Watch: An anti-abortion activist in Iowa with ties to Scott Roeder, the man who murdered abortion provider George Tiller, is under fire for calling for the shooting of the people who reopened Tiller’s abortion clinic.
April 25, 2013

An anti-abortion activist in Iowa with ties to Scott Roeder, the man who murdered abortion provider George Tiller, is under fire for calling for the shooting of the people who reopened Tiller’s abortion clinic. “If someone would shoot the new abortionists, like Scott shot George Tiller ... It will be a blessing to the babies,” Dave Leach says on a YouTube video. The video includes a recorded conversation between Leach and a man Leach identifies as Roeder, who is currently serving life in prison for Tiller’s 2009 assassination.

In an interview with The Des Moines Register, Leach said he would not personally harm any abortion providers.

"I'm 67 years old. I don't know anything about guns," he said. "I think I could accomplish more with words." He denied that his comments were meant to encourage anyone to kill abortion providers. "That's not exactly a call for that to happen," he said. "Any reasonable person looking at that statement would not equate that with a call for action."

USA Today:

In the YouTube video, the man Leach identifies as Roeder laughs as Leach talks about the prospect of someone shooting the new leaders of the Wichita clinic. Then the second man wonders aloud about the clinic director's motives. "To walk in there and reopen a clinic, a murder mill where a man was stopped, it's almost like putting a target on your back -- saying, 'Well, let's see if you can shoot me,'" he says.

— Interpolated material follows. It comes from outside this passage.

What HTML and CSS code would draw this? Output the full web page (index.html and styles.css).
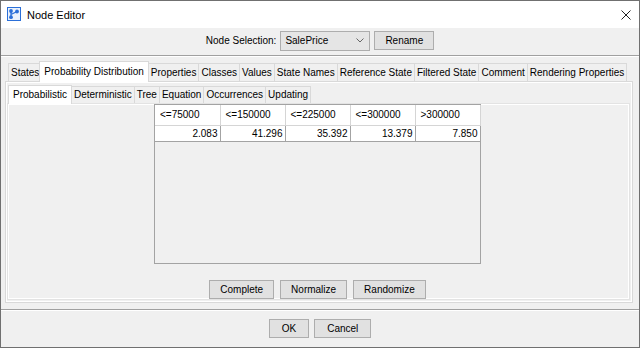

Then the man quotes a fellow activist, who predicted that the abortion industry would end if 100 abortionists were shot. "I think eight have been shot, so we've got 92 to go," the man whom Leach identified as Roeder says. "Maybe (the Wichita clinic director) will be number nine. I don't really know. I'm not sure about that. But she's kind of painting a target on her."

Prison officials are investigating whether the man on the recording was indeed Roeder, and, if it was, how he was able to participate in such a phone call.

A spokesman for the Kansas Department of Corrections said inmates may speak on the phone only with people who are on a list approved by prison administrators.